_What you need to do:_ Skip the pictures and extract all of the lines exactly as written.

....................

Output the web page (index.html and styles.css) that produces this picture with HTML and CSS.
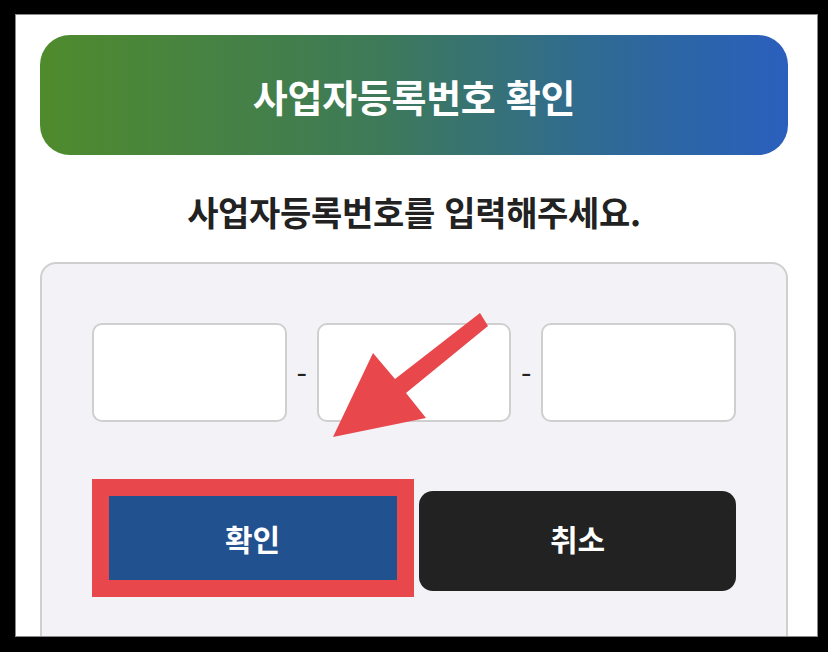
FILE: index.html
```html
<!DOCTYPE html>
<html lang="ko">
<head>
  <meta charset="UTF-8">
  <meta name="viewport" content="width=device-width, initial-scale=1.0">
  <title>사업자등록번호 확인</title>
  <link rel="stylesheet" href="styles.css">
</head>
<body>
  <div class="frame">
    <div class="header">
      <h1>사업자등록번호 확인</h1>
    </div>

    <p class="subtitle">사업자등록번호를 입력해주세요.</p>

    <div class="panel">
      <div class="biz-number">
        <input type="text" class="num-input" maxlength="3">
        <span class="dash">-</span>
        <input type="text" class="num-input" maxlength="2">
        <span class="dash">-</span>
        <input type="text" class="num-input" maxlength="5">
      </div>

      <div class="action-buttons">
        <button class="confirm-btn">확인</button>
        <button class="cancel-btn">취소</button>
      </div>
    </div>
  </div>

  <!-- annotation overlay -->
  <div class="highlight-box"></div>
  <svg class="pointer-arrow" width="828" height="652" viewBox="0 0 828 652">
    <polygon points="480,313 488,326 406,393 426,418 333,437 373,353 395,379" fill="#e8474c"/>
  </svg>
</body>
</html>
```

FILE: styles.css
```css
* {
  box-sizing: border-box;
  margin: 0;
  padding: 0;
}

body {
  font-family: "Noto Sans CJK KR", "Noto Sans", sans-serif;
  background-color: #000;
  width: 828px;
  height: 652px;
  overflow: hidden;
}

.frame {
  margin: 14px 0 0 15px;
  width: 803px;
  height: 623px;
  background: #fff;
  border: 1px solid #8a8a8a;
  padding: 20px 29px 0 24px;
  overflow: hidden;
}

.header {
  height: 120px;
  border-radius: 30px;
  background: linear-gradient(90deg, #4f8b2c 0%, #3e7a58 45%, #2f6a95 75%, #2a5fbd 100%);
  display: flex;
  align-items: center;
  justify-content: center;
}

h1 {
  font-size: 38px;
  font-weight: 700;
  color: #fff;
  letter-spacing: -0.3px;
}

.subtitle {
  margin: 36px 0 30px;
  height: 41px;
  line-height: 41px;
  text-align: center;
  font-size: 34px;
  font-weight: 700;
  color: #222;
  letter-spacing: -0.3px;
}

.panel {
  border: 2px solid #cfcfcf;
  border-radius: 16px;
  background-color: #f2f2f7;
  padding: 59px 50px 60px;
}

.biz-number {
  display: grid;
  grid-template-columns: 1fr 30px 1fr 30px 1fr;
  align-items: center;
}

.num-input {
  width: 100%;
  height: 99px;
  border: 2px solid #cfcfcf;
  border-radius: 10px;
  background: #fff;
  font-size: 24px;
  padding: 0 16px;
}

.num-input:focus {
  outline: none;
}

.dash {
  text-align: center;
  font-size: 30px;
  color: #222;
  line-height: 1;
}

.action-buttons {
  display: grid;
  grid-template-columns: 321px 317px;
  gap: 6px;
  margin-top: 69px;
}

button {
  height: 100px;
  padding-bottom: 6px;
  border: none;
  border-radius: 14px;
  font-family: inherit;
  font-size: 30px;
  font-weight: 700;
  color: #fff;
  cursor: pointer;
}

.confirm-btn {
  background-color: #22518f;
}

.cancel-btn {
  background-color: #222;
}

.highlight-box {
  position: absolute;
  left: 92px;
  top: 479px;
  width: 322px;
  height: 118px;
  border: 17px solid #e8474c;
}

.pointer-arrow {
  position: absolute;
  left: 0;
  top: 0;
  pointer-events: none;
}
```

....................

_Solution:_
Output the web page (index.html and styles.css) that produces this picture with HTML and CSS.
FILE: index.html
```html
<!DOCTYPE html>
<html lang="ko">
<head>
  <meta charset="UTF-8">
  <meta name="viewport" content="width=device-width, initial-scale=1.0">
  <title>사업자등록번호 확인</title>
  <link rel="stylesheet" href="styles.css">
</head>
<body>
  <div class="frame">
    <div class="header">
      <h1>사업자등록번호 확인</h1>
    </div>

    <p class="subtitle">사업자등록번호를 입력해주세요.</p>

    <div class="panel">
      <div class="biz-number">
        <input type="text" class="num-input" maxlength="3">
        <span class="dash">-</span>
        <input type="text" class="num-input" maxlength="2">
        <span class="dash">-</span>
        <input type="text" class="num-input" maxlength="5">
      </div>

      <div class="action-buttons">
        <button class="confirm-btn">확인</button>
        <button class="cancel-btn">취소</button>
      </div>
    </div>
  </div>

  <!-- annotation overlay -->
  <div class="highlight-box"></div>
  <svg class="pointer-arrow" width="828" height="652" viewBox="0 0 828 652">
    <polygon points="480,313 488,326 406,393 426,418 333,437 373,353 395,379" fill="#e8474c"/>
  </svg>
</body>
</html>
```

FILE: styles.css
```css
* {
  box-sizing: border-box;
  margin: 0;
  padding: 0;
}

body {
  font-family: "Noto Sans CJK KR", "Noto Sans", sans-serif;
  background-color: #000;
  width: 828px;
  height: 652px;
  overflow: hidden;
}

.frame {
  margin: 14px 0 0 15px;
  width: 803px;
  height: 623px;
  background: #fff;
  border: 1px solid #8a8a8a;
  padding: 20px 29px 0 24px;
  overflow: hidden;
}

.header {
  height: 120px;
  border-radius: 30px;
  background: linear-gradient(90deg, #4f8b2c 0%, #3e7a58 45%, #2f6a95 75%, #2a5fbd 100%);
  display: flex;
  align-items: center;
  justify-content: center;
}

h1 {
  font-size: 38px;
  font-weight: 700;
  color: #fff;
  letter-spacing: -0.3px;
}

.subtitle {
  margin: 36px 0 30px;
  height: 41px;
  line-height: 41px;
  text-align: center;
  font-size: 34px;
  font-weight: 700;
  color: #222;
  letter-spacing: -0.3px;
}

.panel {
  border: 2px solid #cfcfcf;
  border-radius: 16px;
  background-color: #f2f2f7;
  padding: 59px 50px 60px;
}

.biz-number {
  display: grid;
  grid-template-columns: 1fr 30px 1fr 30px 1fr;
  align-items: center;
}

.num-input {
  width: 100%;
  height: 99px;
  border: 2px solid #cfcfcf;
  border-radius: 10px;
  background: #fff;
  font-size: 24px;
  padding: 0 16px;
}

.num-input:focus {
  outline: none;
}

.dash {
  text-align: center;
  font-size: 30px;
  color: #222;
  line-height: 1;
}

.action-buttons {
  display: grid;
  grid-template-columns: 321px 317px;
  gap: 6px;
  margin-top: 69px;
}

button {
  height: 100px;
  padding-bottom: 6px;
  border: none;
  border-radius: 14px;
  font-family: inherit;
  font-size: 30px;
  font-weight: 700;
  color: #fff;
  cursor: pointer;
}

.confirm-btn {
  background-color: #22518f;
}

.cancel-btn {
  background-color: #222;
}

.highlight-box {
  position: absolute;
  left: 92px;
  top: 479px;
  width: 322px;
  height: 118px;
  border: 17px solid #e8474c;
}

.pointer-arrow {
  position: absolute;
  left: 0;
  top: 0;
  pointer-events: none;
}
```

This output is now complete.